## Supplied material
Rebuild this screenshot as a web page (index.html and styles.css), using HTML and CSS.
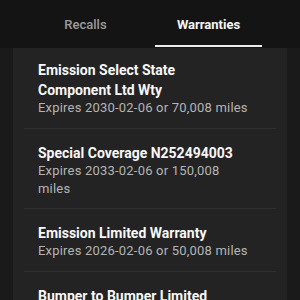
FILE: index.html
```html
<!DOCTYPE html>
<html>
<head>
<meta charset="utf-8">
<link rel="stylesheet" href="styles.css">
</head>
<body>
<div class="tabs">
  <div class="tab"><span class="tab-label">Recalls</span></div>
  <div class="tab tab-active"><span class="tab-label">Warranties</span></div>
</div>
<div class="panel">
  <div class="item">
    <div class="title">Emission Select State Component Ltd Wty</div>
    <div class="sub">Expires 2030-02-06 or 70,008 miles</div>
  </div>
  <div class="item">
    <div class="title">Special Coverage N252494003</div>
    <div class="sub">Expires 2033-02-06 or 150,008 miles</div>
  </div>
  <div class="item">
    <div class="title">Emission Limited Warranty</div>
    <div class="sub">Expires 2026-02-06 or 50,008 miles</div>
  </div>
  <div class="item">
    <div class="title">Bumper to Bumper Limited Warranty</div>
    <div class="sub">Expires 2024-02-06 or 50,008 miles</div>
  </div>
</div>
</body>
</html>
```
FILE: styles.css
```css
html, body {
  margin: 0;
  padding: 0;
  height: 100%;
  overflow: hidden;
}
body {
  background: #1a1a1a;
  font-family: Roboto, "Open Sans", sans-serif;
  color: #f5f5f5;
}
.tabs {
  display: flex;
  height: 48px;
  padding: 0 24px;
  background: #141414;
}
.tab {
  flex: 0 0 123px;
  box-sizing: border-box;
  padding: 0 8px;
}
.tab-label {
  display: block;
  box-sizing: border-box;
  height: 47px;
  padding-top: 17px;
  line-height: 16px;
  font-size: 13px;
  font-weight: 500;
  text-align: center;
  color: #9c9c9c;
  border-bottom: 2px solid transparent;
}
.tab-active .tab-label {
  color: #f7f7f7;
  font-weight: 700;
  border-bottom-color: #ececec;
}
.panel {
  margin: 0 13px;
  padding: 0 11px;
  background: #232323;
  min-height: 300px;
}
.item {
  padding: 14px 26px 10.5px 14px;
  border-bottom: 1px solid #2f2f2f;
}
.item:first-child {
  padding-top: 12px;
}
.title {
  font-size: 14px;
  line-height: 20px;
  font-weight: 700;
  color: #f7f7f7;
}
.sub {
  margin-top: -1px;
  font-size: 13px;
  line-height: 18px;
  letter-spacing: 0.2px;
  color: #b4b4b4;
}
```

## What you are asked to do
Make an exact copy of the listing above. Do not include the pictures.

## Answer for this exercise
Rebuild this screenshot as a web page (index.html and styles.css), using HTML and CSS.
FILE: index.html
```html
<!DOCTYPE html>
<html>
<head>
<meta charset="utf-8">
<link rel="stylesheet" href="styles.css">
</head>
<body>
<div class="tabs">
  <div class="tab"><span class="tab-label">Recalls</span></div>
  <div class="tab tab-active"><span class="tab-label">Warranties</span></div>
</div>
<div class="panel">
  <div class="item">
    <div class="title">Emission Select State Component Ltd Wty</div>
    <div class="sub">Expires 2030-02-06 or 70,008 miles</div>
  </div>
  <div class="item">
    <div class="title">Special Coverage N252494003</div>
    <div class="sub">Expires 2033-02-06 or 150,008 miles</div>
  </div>
  <div class="item">
    <div class="title">Emission Limited Warranty</div>
    <div class="sub">Expires 2026-02-06 or 50,008 miles</div>
  </div>
  <div class="item">
    <div class="title">Bumper to Bumper Limited Warranty</div>
    <div class="sub">Expires 2024-02-06 or 50,008 miles</div>
  </div>
</div>
</body>
</html>
```
FILE: styles.css
```css
html, body {
  margin: 0;
  padding: 0;
  height: 100%;
  overflow: hidden;
}
body {
  background: #1a1a1a;
  font-family: Roboto, "Open Sans", sans-serif;
  color: #f5f5f5;
}
.tabs {
  display: flex;
  height: 48px;
  padding: 0 24px;
  background: #141414;
}
.tab {
  flex: 0 0 123px;
  box-sizing: border-box;
  padding: 0 8px;
}
.tab-label {
  display: block;
  box-sizing: border-box;
  height: 47px;
  padding-top: 17px;
  line-height: 16px;
  font-size: 13px;
  font-weight: 500;
  text-align: center;
  color: #9c9c9c;
  border-bottom: 2px solid transparent;
}
.tab-active .tab-label {
  color: #f7f7f7;
  font-weight: 700;
  border-bottom-color: #ececec;
}
.panel {
  margin: 0 13px;
  padding: 0 11px;
  background: #232323;
  min-height: 300px;
}
.item {
  padding: 14px 26px 10.5px 14px;
  border-bottom: 1px solid #2f2f2f;
}
.item:first-child {
  padding-top: 12px;
}
.title {
  font-size: 14px;
  line-height: 20px;
  font-weight: 700;
  color: #f7f7f7;
}
.sub {
  margin-top: -1px;
  font-size: 13px;
  line-height: 18px;
  letter-spacing: 0.2px;
  color: #b4b4b4;
}
```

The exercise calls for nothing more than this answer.